● **Objective**:
Leave out the pictures and repeat the data exactly.

● **Dataset excerpt**:
* Start *

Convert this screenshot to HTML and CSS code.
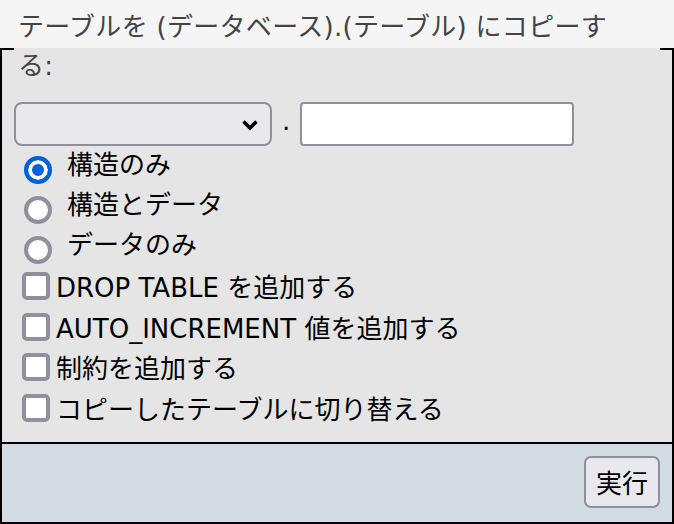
FILE: index.html
```html
<!DOCTYPE html>
<html lang="ja">
<head>
<meta charset="utf-8">
<title>テーブルをコピー</title>
<link rel="stylesheet" href="styles.css">
</head>
<body>
<form class="copy-form">
  <fieldset class="panel">
    <legend class="panel-title">テーブルを (データベース).(テーブル) にコピーする:</legend>
    <div class="target-row">
      <div class="select-wrap">
        <select class="db-select"><option></option></select>
        <svg class="chevron" width="18" height="12" viewBox="0 0 18 12" aria-hidden="true"><polyline points="2.5,2.5 9,9 15.5,2.5" fill="none" stroke="#000" stroke-width="3.6" stroke-linecap="butt" stroke-linejoin="miter"/></svg>
      </div>
      <span class="dot">.</span>
      <input type="text" class="table-input">
    </div>
    <div class="radio-group">
      <label class="radio-row"><input type="radio" name="what" class="radio" checked><span class="radio-label">構造のみ</span></label>
      <label class="radio-row"><input type="radio" name="what" class="radio"><span class="radio-label">構造とデータ</span></label>
      <label class="radio-row"><input type="radio" name="what" class="radio"><span class="radio-label">データのみ</span></label>
    </div>
    <div class="check-group">
      <label class="check-row"><input type="checkbox" class="check"><span class="check-label">DROP TABLE を追加する</span></label>
      <label class="check-row"><input type="checkbox" class="check"><span class="check-label">AUTO_INCREMENT 値を追加する</span></label>
      <label class="check-row"><input type="checkbox" class="check"><span class="check-label">制約を追加する</span></label>
      <label class="check-row"><input type="checkbox" class="check"><span class="check-label">コピーしたテーブルに切り替える</span></label>
    </div>
  </fieldset>
  <div class="panel-footer">
    <button type="submit" class="submit-btn">実行</button>
  </div>
</form>
</body>
</html>
```
FILE: styles.css
```css
* {
  box-sizing: border-box;
}

html, body {
  margin: 0;
  padding: 0;
}

body {
  background: #f5f5f5;
  font-family: "DejaVu Sans", "Noto Sans CJK JP", sans-serif;
  font-size: 26px;
  color: #000;
}

.copy-form {
  margin: 0;
}

.panel {
  margin: 6px 0 0 0;
  min-width: 0;
  padding: 10px 12px 14px 12px;
  border: 2px solid #000;
  background: #e5e5e5;
}

.panel-title {
  padding: 2px 27px 6px 4px;
  line-height: 39px;
  color: #444;
  letter-spacing: 0.3px;
}

.target-row {
  display: flex;
  align-items: center;
  height: 44px;
}

.select-wrap {
  position: relative;
  width: 258px;
  height: 44px;
}

.db-select {
  appearance: none;
  -webkit-appearance: none;
  width: 100%;
  height: 44px;
  margin: 0;
  border: 2px solid #8f8f9d;
  border-radius: 8px;
  background: #e9e9ed;
  font: inherit;
}

.chevron {
  position: absolute;
  right: 13px;
  top: 17px;
  pointer-events: none;
}

.dot {
  align-self: flex-start;
  margin: 6px 10px 0 10px;
  line-height: 26px;
}

.table-input {
  appearance: none;
  -webkit-appearance: none;
  width: 274px;
  height: 44px;
  margin: 0;
  border: 2px solid #8f8f9d;
  border-radius: 4px;
  background: #fff;
  font: inherit;
}

.radio-group {
  display: grid;
  grid-template-rows: 40px 40px 36px;
  margin-top: 4px;
}

.radio-row {
  display: flex;
  align-items: flex-start;
}

.radio {
  appearance: none;
  -webkit-appearance: none;
  flex: none;
  width: 28px;
  height: 28px;
  margin: 6px 0 0 10px;
  border: 4px solid #8f8f9d;
  border-radius: 50%;
  background: #fff;
}

.radio:checked {
  border-color: #0060df;
  background: #0060df;
  box-shadow: inset 0 0 0 4px #fff;
}

.radio-label {
  margin-left: 15px;
  padding-top: 2px;
  line-height: 26px;
}

.check-group {
  display: grid;
  grid-auto-rows: 40.5px;
}

.check-row {
  display: flex;
  align-items: center;
}

.check {
  appearance: none;
  -webkit-appearance: none;
  flex: none;
  width: 28px;
  height: 28px;
  margin: 0 0 0 8px;
  border: 4px solid #8f8f9d;
  border-radius: 5px;
  background: #fff;
}

.check-label {
  margin-left: 6px;
  padding-top: 4px;
  line-height: 28px;
}

.panel-footer {
  display: flex;
  justify-content: flex-end;
  padding: 12px 12px 14px 12px;
  border: 2px solid #000;
  border-top: 0;
  background: #d3dce3;
}

.submit-btn {
  height: 52px;
  margin: 0;
  padding: 4px 10px 0 10px;
  border: 2px solid #8f8f9d;
  border-radius: 7px;
  background: #e9e9ed;
  font: inherit;
  line-height: 44px;
  color: #000;
}
```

* End *

● **Solution to this problem**:
Convert this screenshot to HTML and CSS code.
FILE: index.html
```html
<!DOCTYPE html>
<html lang="ja">
<head>
<meta charset="utf-8">
<title>テーブルをコピー</title>
<link rel="stylesheet" href="styles.css">
</head>
<body>
<form class="copy-form">
  <fieldset class="panel">
    <legend class="panel-title">テーブルを (データベース).(テーブル) にコピーする:</legend>
    <div class="target-row">
      <div class="select-wrap">
        <select class="db-select"><option></option></select>
        <svg class="chevron" width="18" height="12" viewBox="0 0 18 12" aria-hidden="true"><polyline points="2.5,2.5 9,9 15.5,2.5" fill="none" stroke="#000" stroke-width="3.6" stroke-linecap="butt" stroke-linejoin="miter"/></svg>
      </div>
      <span class="dot">.</span>
      <input type="text" class="table-input">
    </div>
    <div class="radio-group">
      <label class="radio-row"><input type="radio" name="what" class="radio" checked><span class="radio-label">構造のみ</span></label>
      <label class="radio-row"><input type="radio" name="what" class="radio"><span class="radio-label">構造とデータ</span></label>
      <label class="radio-row"><input type="radio" name="what" class="radio"><span class="radio-label">データのみ</span></label>
    </div>
    <div class="check-group">
      <label class="check-row"><input type="checkbox" class="check"><span class="check-label">DROP TABLE を追加する</span></label>
      <label class="check-row"><input type="checkbox" class="check"><span class="check-label">AUTO_INCREMENT 値を追加する</span></label>
      <label class="check-row"><input type="checkbox" class="check"><span class="check-label">制約を追加する</span></label>
      <label class="check-row"><input type="checkbox" class="check"><span class="check-label">コピーしたテーブルに切り替える</span></label>
    </div>
  </fieldset>
  <div class="panel-footer">
    <button type="submit" class="submit-btn">実行</button>
  </div>
</form>
</body>
</html>
```
FILE: styles.css
```css
* {
  box-sizing: border-box;
}

html, body {
  margin: 0;
  padding: 0;
}

body {
  background: #f5f5f5;
  font-family: "DejaVu Sans", "Noto Sans CJK JP", sans-serif;
  font-size: 26px;
  color: #000;
}

.copy-form {
  margin: 0;
}

.panel {
  margin: 6px 0 0 0;
  min-width: 0;
  padding: 10px 12px 14px 12px;
  border: 2px solid #000;
  background: #e5e5e5;
}

.panel-title {
  padding: 2px 27px 6px 4px;
  line-height: 39px;
  color: #444;
  letter-spacing: 0.3px;
}

.target-row {
  display: flex;
  align-items: center;
  height: 44px;
}

.select-wrap {
  position: relative;
  width: 258px;
  height: 44px;
}

.db-select {
  appearance: none;
  -webkit-appearance: none;
  width: 100%;
  height: 44px;
  margin: 0;
  border: 2px solid #8f8f9d;
  border-radius: 8px;
  background: #e9e9ed;
  font: inherit;
}

.chevron {
  position: absolute;
  right: 13px;
  top: 17px;
  pointer-events: none;
}

.dot {
  align-self: flex-start;
  margin: 6px 10px 0 10px;
  line-height: 26px;
}

.table-input {
  appearance: none;
  -webkit-appearance: none;
  width: 274px;
  height: 44px;
  margin: 0;
  border: 2px solid #8f8f9d;
  border-radius: 4px;
  background: #fff;
  font: inherit;
}

.radio-group {
  display: grid;
  grid-template-rows: 40px 40px 36px;
  margin-top: 4px;
}

.radio-row {
  display: flex;
  align-items: flex-start;
}

.radio {
  appearance: none;
  -webkit-appearance: none;
  flex: none;
  width: 28px;
  height: 28px;
  margin: 6px 0 0 10px;
  border: 4px solid #8f8f9d;
  border-radius: 50%;
  background: #fff;
}

.radio:checked {
  border-color: #0060df;
  background: #0060df;
  box-shadow: inset 0 0 0 4px #fff;
}

.radio-label {
  margin-left: 15px;
  padding-top: 2px;
  line-height: 26px;
}

.check-group {
  display: grid;
  grid-auto-rows: 40.5px;
}

.check-row {
  display: flex;
  align-items: center;
}

.check {
  appearance: none;
  -webkit-appearance: none;
  flex: none;
  width: 28px;
  height: 28px;
  margin: 0 0 0 8px;
  border: 4px solid #8f8f9d;
  border-radius: 5px;
  background: #fff;
}

.check-label {
  margin-left: 6px;
  padding-top: 4px;
  line-height: 28px;
}

.panel-footer {
  display: flex;
  justify-content: flex-end;
  padding: 12px 12px 14px 12px;
  border: 2px solid #000;
  border-top: 0;
  background: #d3dce3;
}

.submit-btn {
  height: 52px;
  margin: 0;
  padding: 4px 10px 0 10px;
  border: 2px solid #8f8f9d;
  border-radius: 7px;
  background: #e9e9ed;
  font: inherit;
  line-height: 44px;
  color: #000;
}
```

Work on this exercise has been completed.